I've been wandering around Paris for the last few hours, and I desperately need a hug and a good cry. I've been getting the latter.

And of course I've been trying to figure out how to write all this, because, well, that's what I do.

My Dad used to buy a lottery ticket every week, actually, several of them: one with a set of numbers he had put together with our birthdates, and his wedding anniversary--numerology really, and then he'd get a few more where the computer picked numbers at random.

My Dad is a very smart man. Mechanically and mathematically inclined, if never scholastically--he was on both the high school chess and baseball teams (he was an excellent pitcher until a shoulder injury). He was a machinist and mechanic while in high school, and he even went to junior college, for about a semester--because he met Mom there, he always says, with a sort of sly grin.

In any case, he knew the odds of winning the lottery. I think he was even the first person to show me how to calculate them.

Today is my birthday. I'm 26 years old, exactly half his age. I found out today that he has a bone marrow cancer. One so rare that his doctor said, "You had a better chance of winning the lottery."



Why couldn't he have won the fucking lottery?


In some ways, though, this is a relief. He's been sick for several months, not working for 6 weeks. There's been a stream of doctors, and angry phone calls to the insurance company, trying to find the right person, the one who will say, "Yes, you can run that test."

He insisted that I go on my trip anyway. I'm on one of those proverbial backpacking trips in Europe--I had planned for 6 months, between finishing my master's degree and starting a doctoral program. 2 months on the train, then the rest finding a really cheap place in Germany and trying to learn to talk.

Its been really good so far, though I'm really struggling with Paris. I've actually managed a couple of transactions all in french, by memorizing phrases from my phrase book. I'm still terrified of actually going into a restaurant, because they might use words that aren't in my meagre vocabulary, and I might have to resort to, "Je ne comprends pas. Anglais?" which I've gotten _very_ good at, and of course they always do speak english. Which is both helpful and disappointing, I want to learn from them, and I'm woefully ignorant. Even the panhandlers in Europe seem to speak three languages.

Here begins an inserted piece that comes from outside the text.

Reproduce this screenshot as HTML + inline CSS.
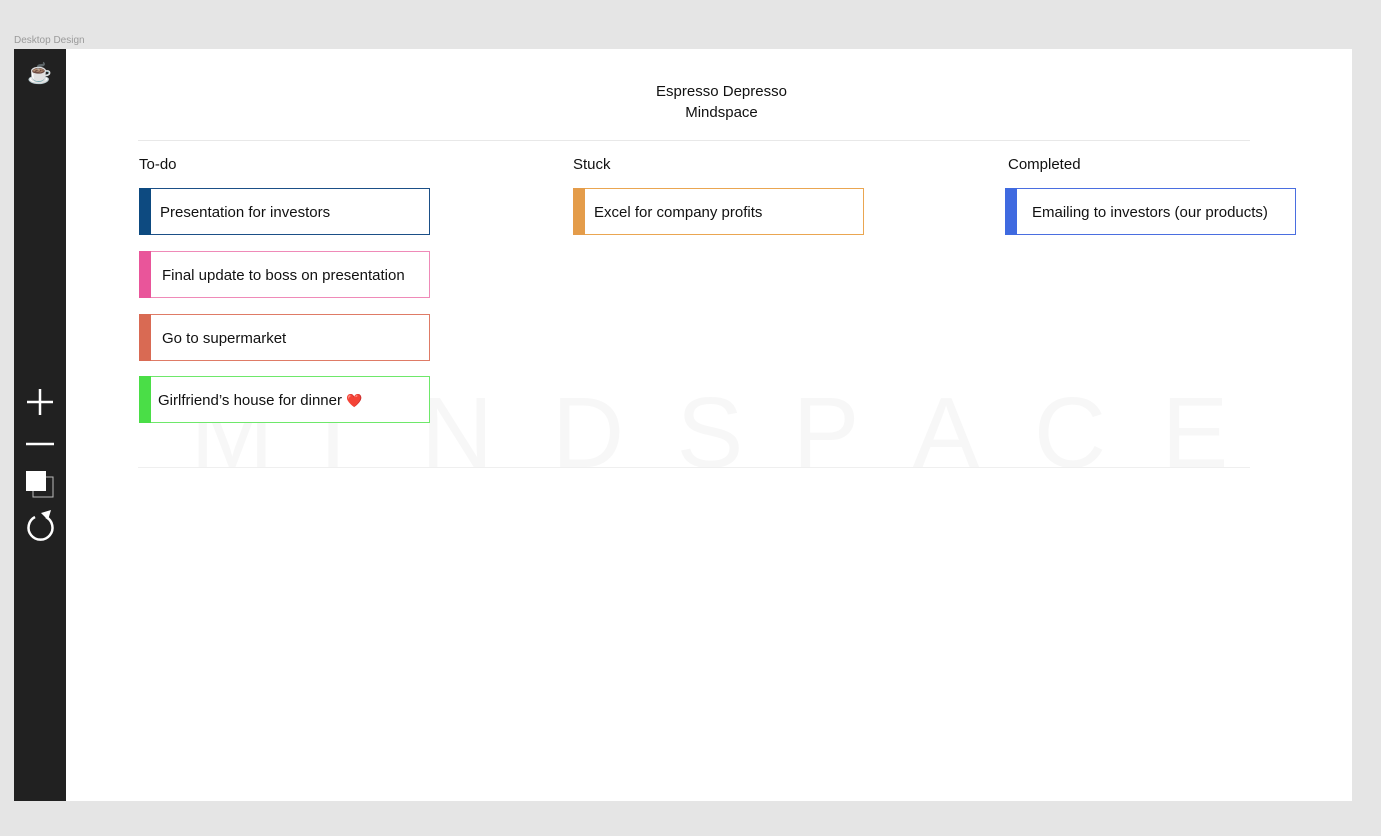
<!DOCTYPE html>
<html><head><meta charset="utf-8"><style>
body{margin:0;width:1381px;height:836px;background:#e5e5e5;position:relative;overflow:hidden;font-family:"Liberation Sans",sans-serif;}
.lbl{position:absolute;left:14px;top:35px;font-size:10px;color:#9a9a9a;}
.frame{position:absolute;left:14px;top:49px;width:1338px;height:752px;background:#fff;}
.side{position:absolute;left:14px;top:49px;width:52px;height:752px;background:#212121;}
.t{position:absolute;font-size:15px;color:#111;}
.hr{position:absolute;left:138px;width:1112px;height:1px;background:#e8e8e8;}
.card{position:absolute;width:291px;height:47px;box-sizing:border-box;border:1px solid;background:#fff;}
.card .bar{position:absolute;left:-1px;top:-1px;width:12px;height:47px;}
.card span{position:absolute;top:15px;font-size:15px;color:#111;white-space:nowrap;}
.wm{position:absolute;left:0;top:380px;width:1381px;height:87px;overflow:hidden;}
.wm b{position:absolute;top:-4px;font-size:100px;color:#f7f7f7;font-weight:normal;width:100px;margin-left:-50px;text-align:center;}
</style></head><body>
<div class="lbl">Desktop Design</div>
<div class="frame"></div>
<div class="side"></div>
<div style="position:absolute;left:27px;top:61px;font-size:20px;">☕</div>
<svg style="position:absolute;left:24px;top:386px" width="32" height="160" viewBox="0 0 32 160">
<path d="M16 3V29M3 16H29" stroke="#fff" stroke-width="2.5"/>
<path d="M2 58H30" stroke="#fff" stroke-width="2.5"/>
<rect x="9" y="91" width="20" height="20" fill="none" stroke="#bbb" stroke-width="1"/>
<rect x="2" y="85" width="20" height="20" fill="#fff"/>
<path d="M11 131 A12 12 0 1 0 22 131" fill="none" stroke="#fff" stroke-width="2.5"/>
<path d="M17 127 L27 124 L24 134 Z" fill="#fff"/>
</svg>
<div class="t" style="left:0;width:1443px;text-align:center;top:81px;line-height:21px">Espresso Depresso<br>Mindspace</div>
<div class="hr" style="top:140px"></div>
<div class="wm"><b style="left:232px">M</b><b style="left:333px">I</b><b style="left:457px">N</b><b style="left:588px">D</b><b style="left:710px">S</b><b style="left:826px">P</b><b style="left:946px">A</b><b style="left:1070px">C</b><b style="left:1195px">E</b></div>
<div class="hr" style="top:467px;background:#efefef"></div>
<div class="t" style="left:139px;top:156px">To-do</div>
<div class="t" style="left:573px;top:156px">Stuck</div>
<div class="t" style="left:1008px;top:156px">Completed</div>
<div class="card" style="left:139px;top:188px;border-color:#1b4f87"><div class="bar" style="background:#0d4a80"></div><span style="left:20px">Presentation for investors</span></div>
<div class="card" style="left:139px;top:251px;border-color:#ef8ab8"><div class="bar" style="background:#e9559a"></div><span style="left:22px">Final update to boss on presentation</span></div>
<div class="card" style="left:139px;top:314px;border-color:#df7b66"><div class="bar" style="background:#d96a53"></div><span style="left:22px">Go to supermarket</span></div>
<div class="card" style="left:139px;top:376px;border-color:#6ee86a"><div class="bar" style="background:#4ade47"></div><span style="left:18px">Girlfriend’s house for dinner <span style="position:static;color:#e22;font-size:13px">❤️</span></span></div>
<div class="card" style="left:573px;top:188px;border-color:#eaa651"><div class="bar" style="background:#e49c4a"></div><span style="left:20px">Excel for company profits</span></div>
<div class="card" style="left:1005px;top:188px;border-color:#4a6ee0"><div class="bar" style="background:#3f6ae0"></div><span style="left:26px">Emailing to investors (our products)</span></div>
</body></html>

But this is the sort of story Dad seems to enjoy hearing, and why he keeps telling me to stay, to continue. Despite my guilt. Despite my need to do _something_ that might help.

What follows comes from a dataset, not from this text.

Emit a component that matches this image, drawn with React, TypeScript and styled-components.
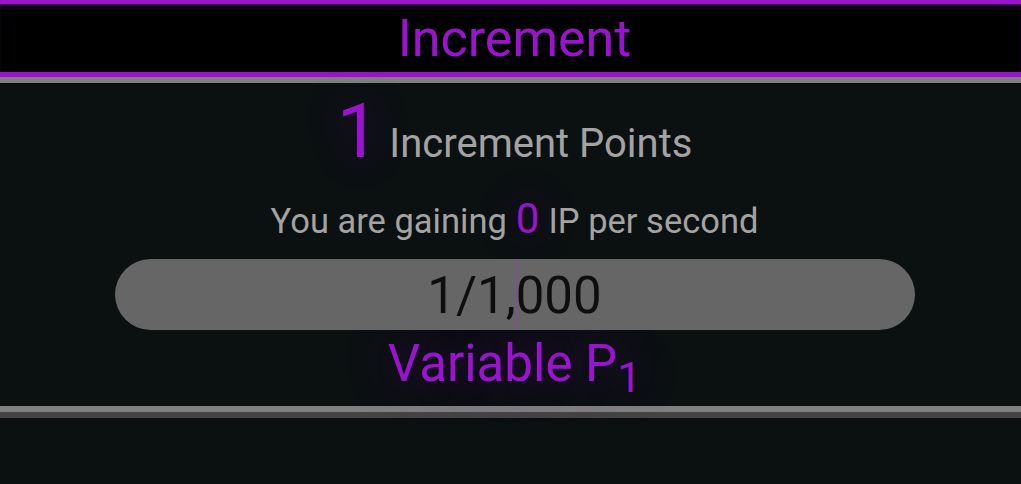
import React from 'react';
import styled, { createGlobalStyle } from 'styled-components';

const PURPLE = '#9a14cf';
const GLOW = '0 0 40px rgba(155, 20, 205, 0.35)';

const GlobalStyle = createGlobalStyle`
  html, body {
    margin: 0;
    padding: 0;
    background: #0b1011;
  }
  body {
    font-family: Roboto, "Noto Sans", sans-serif;
    min-height: 484px;
    overflow: hidden;
  }
`;

const Page = styled.div`
  width: 100%;
  min-height: 484px;
  background: #0b1011;
`;

const Header = styled.header`
  height: 68px;
  background: #000;
  border-top: 4px solid ${PURPLE};
  box-shadow: inset 0 3px 4px -2px rgba(155, 20, 205, 0.6);
  display: flex;
  justify-content: center;
  align-items: center;
  padding-left: 8px;
`;

const Title = styled.h1`
  margin: 0;
  font-size: 52px;
  font-weight: 400;
  line-height: 1;
  color: ${PURPLE};
  padding-top: 2px;
`;

const Rule = styled.div<{ $color: string; $size: number }>`
  height: ${(p) => p.$size}px;
  background: ${(p) => p.$color};
`;

const Panel = styled.section`
  display: flex;
  flex-direction: column;
  align-items: center;
  padding: 10px 0 6px 8px;
`;

const PointsRow = styled.div`
  display: flex;
  align-items: baseline;
  gap: 10px;
  line-height: 1;
`;

const BigNumber = styled.span<{ $size: number }>`
  font-size: ${(p) => p.$size}px;
  color: ${PURPLE};
  text-shadow: ${GLOW};
`;

const GrayText = styled.span<{ $size: number }>`
  font-size: ${(p) => p.$size}px;
  color: #a3a3a3;
`;

const RateRow = styled.div`
  margin-top: 29px;
  display: flex;
  align-items: baseline;
  gap: 9px;
  line-height: 1;
`;

const Bar = styled.div`
  position: relative;
  margin-top: 19px;
  width: 800px;
  height: 71px;
  border-radius: 36px;
  background: #666666;
  display: flex;
  justify-content: center;
  align-items: center;
`;

const BarText = styled.span`
  font-size: 51px;
  line-height: 1;
  color: #0e0e0e;
  padding-top: 2px;
`;

const BarMarker = styled.div`
  position: absolute;
  top: 0;
  bottom: 0;
  left: calc(50% + 1px);
  width: 1px;
  background: #8d45a6;
`;

const Upgrade = styled.div`
  margin-top: 8px;
  font-size: 51px;
  line-height: 1;
  color: ${PURPLE};
  text-shadow: 0 0 50px rgba(155, 20, 205, 0.45);

  sub {
    line-height: 1;
  }
`;

export default function App() {
  return (
    <Page>
      <GlobalStyle />
      <Header>
        <Title>Increment</Title>
      </Header>
      <Rule $color={PURPLE} $size={5} />
      <Rule $color="#808080" $size={6} />
      <Panel>
        <PointsRow>
          <BigNumber $size={76}>1</BigNumber>
          <GrayText $size={40}>Increment Points</GrayText>
        </PointsRow>
        <RateRow>
          <GrayText $size={34.5}>You are gaining</GrayText>
          <BigNumber $size={42}>0</BigNumber>
          <GrayText $size={34.5}>IP per second</GrayText>
        </RateRow>
        <Bar>
          <BarText>1/1,000</BarText>
          <BarMarker />
        </Bar>
        <Upgrade>
          Variable P<sub>1</sub>
        </Upgrade>
      </Panel>
      <Rule $color="#808080" $size={6} />
      <Rule $color="#444444" $size={6} />
    </Page>
  );
}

That was until today. When I talked to Mom, and she told me that they finally had a diagnosis, and a treatment plan. She actually apologized for asking, but she wants me to come home the last week of March, which is when they will do the third round of chemotherapy, and then the bone marrow transplant. The first round started yesterday, and will continue for 4 days, after which he gets to go home. She thinks I will be helpful around then, but that until then it will make him feel better for me to stay here.

He's at UCSF medical center, where the head of hematology has seen exactly three cases of this kind of cancer in her career. No one else there has ever seen one. They've actually given him a life expectancy, based on averages from their small sample:

  • 1-2 years without treatment
  • 8-10 years with.
Which is actually pretty good as rare cancers go, but its still stunning to have a number like that. I hope we can manage to not pay too much attention to it.

The reason its only 8-10 years with treatment is that they don't think they can reverse the damage that has already been done to his kidneys and liver. Nor are they completely confident in the bone marrow transplant, because they will have to use his marrow, harvested and treated just before they use radiation to kill all the rest of it. He'll be in the hospital for a month for that, in isolation for much of it because his immune system will be pretty much gone. It would work better if they could find someone with matching marrow to transplant, but, again the statistics, they think its impossible to find one except in a full-blooded sibling. Dad has a half-sister.

I don't know what else to say. They want me to stay over here for 2 more months, and I'm feeling really isolated. I need to do something, and there's nothing I can do--either here or there.

After I hung up the phone with Mom, I checked out of the hostel so I could move to a less crowded one, and walked to the Place Bastille, and sat and cried for a while. A piece of paper tumbled along the ground in front of me, kicking up then coming down, repeatedly, like that plastic bag in American Beauty. It flipped over and stopped in front of me for a second--would you believe that it was a fucking lottery ticket?